The conference, organised by the University of studies of Catania (Italy), aims at highlighting the link between creativity and tourist practices inside the cities.

Announcement

Urban tourism, which has increased its specific connotation, has been recently concerning not only the cities of art, but also those which give the tourist a chance of exploring and living new patterns of urbanization and urban life.
Many cities have experiencing an extraordinary development in terms of tourists’ interest. As a result, tourist development is linked not only to cultural, territorial and economic processes, but also to those dynamics typical of modernity. What is more, it is increasingly integrated with social, functional and urban transformations which reveal themselves to be specific of modern city.

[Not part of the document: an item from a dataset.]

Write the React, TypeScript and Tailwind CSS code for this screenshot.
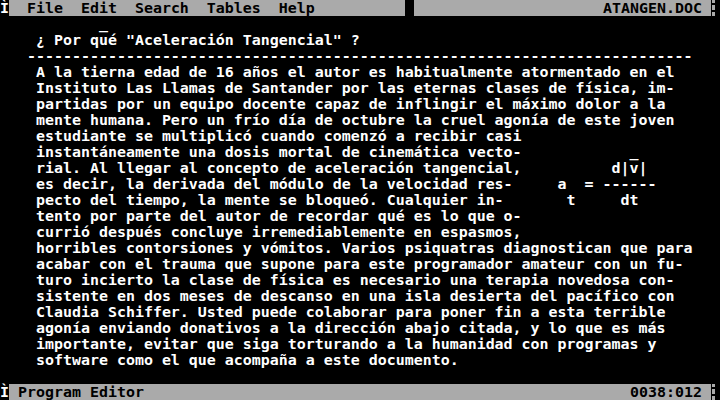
const GRAY = 'bg-[#aaaaaa]';

// builds a fixed 80 column line from [column, text] pieces
function line(...parts: [number, string][]) {
  let s = '';
  for (const [col, text] of parts) {
    s = s.padEnd(col, ' ') + text;
  }
  return s;
}

// rows 1..23 of the text screen
const body: string[] = [
  line([11, '_']),
  line([4, '¿ Por qué "Aceleración Tangencial" ?']),
  line([3, '-'.repeat(74)]),
  line([4, 'A la tierna edad de 16 años el autor es habitualmente atormentado en el']),
  line([4, 'Instituto Las Llamas de Santander por las eternas clases de física, im-']),
  line([4, 'partidas por un equipo docente capaz de inflingir el máximo dolor a la']),
  line([4, 'mente humana. Pero un frío día de octubre la cruel agonía de este joven']),
  line([4, 'estudiante se multiplicó cuando comenzó a recibir casi']),
  line([4, 'instantáneamente una dosis mortal de cinemática vecto-'], [70, '_']),
  line([4, 'rial. Al llegar al concepto de aceleración tangencial,'], [68, 'd|v|']),
  line([4, 'es decir, la derivada del módulo de la velocidad res-'], [62, 'a'], [65, '='], [67, '------']),
  line([4, 'pecto del tiempo, la mente se bloqueó. Cualquier in-'], [63, 't'], [69, 'dt']),
  line([4, 'tento por parte del autor de recordar qué es lo que o-']),
  line([4, 'currió después concluye irremediablemente en espasmos,']),
  line([4, 'horribles contorsiones y vómitos. Varios psiquatras diagnostican que para']),
  line([4, 'acabar con el trauma que supone para este programador amateur con un fu-']),
  line([4, 'turo incierto la clase de física es necesario una terapia novedosa con-']),
  line([4, 'sistente en dos meses de descanso en una isla desierta del pacífico con']),
  line([4, 'Claudia Schiffer. Usted puede colaborar para poner fin a esta terrible']),
  line([4, 'agonía enviando donativos a la dirección abajo citada, y lo que es más']),
  line([4, 'importante, evitar que siga torturando a la humanidad con programas y']),
  line([4, 'software como el que acompaña a este documento.']),
  '',
];

function BrokenBar() {
  return (
    <svg width="9" height="16" viewBox="0 0 9 16" className="block shrink-0">
      <rect x="1" y="0" width="3" height="3" fill="#aaaaaa" />
      <rect x="1" y="5" width="3" height="5" fill="#aaaaaa" />
      <rect x="1" y="12" width="3" height="4" fill="#aaaaaa" />
    </svg>
  );
}

function Corner() {
  return <span className="w-[9px] shrink-0 text-white">Ì</span>;
}

export default function App() {
  return (
    <div className="w-[720px] h-[400px] bg-black overflow-hidden font-['DejaVu_Sans_Mono','Liberation_Mono',monospace] font-bold text-[14.95px] leading-[16px] whitespace-pre">
      {/* menu bar */}
      <div className="flex h-[16px]">
        <Corner />
        <span className={`w-[396px] ${GRAY} text-black`}>  File  Edit  Search  Tables  Help</span>
        <span className="w-[9px]" />
        <span className={`w-[297px] ${GRAY} text-black text-right`}>ATANGEN.DOC </span>
        <BrokenBar />
      </div>

      {body.map((text, i) => (
        <div key={i} className="h-[16px] text-white">
          {text}
        </div>
      ))}

      {/* status bar */}
      <div className="flex h-[16px]">
        <Corner />
        <span className={`flex-1 ${GRAY} text-black flex justify-between`}>
          <span> Program Editor</span>
          <span>0038:012 </span>
        </span>
        <BrokenBar />
      </div>
    </div>
  );
}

Nowadays tourists do not limit themselves to the mere tour of sites, but rather they pursue an emotional experience through a complex and diversified route, where the stopping places are not only streets, squares, crossroads, palaces, churches, historic buildings, but also meeting places, shops, restaurants and cultural centres. Thus, the “Others”, together with the inhabitants, liven up the city at the point that they contribute to create the right atmosphere, based on a shared conviviality.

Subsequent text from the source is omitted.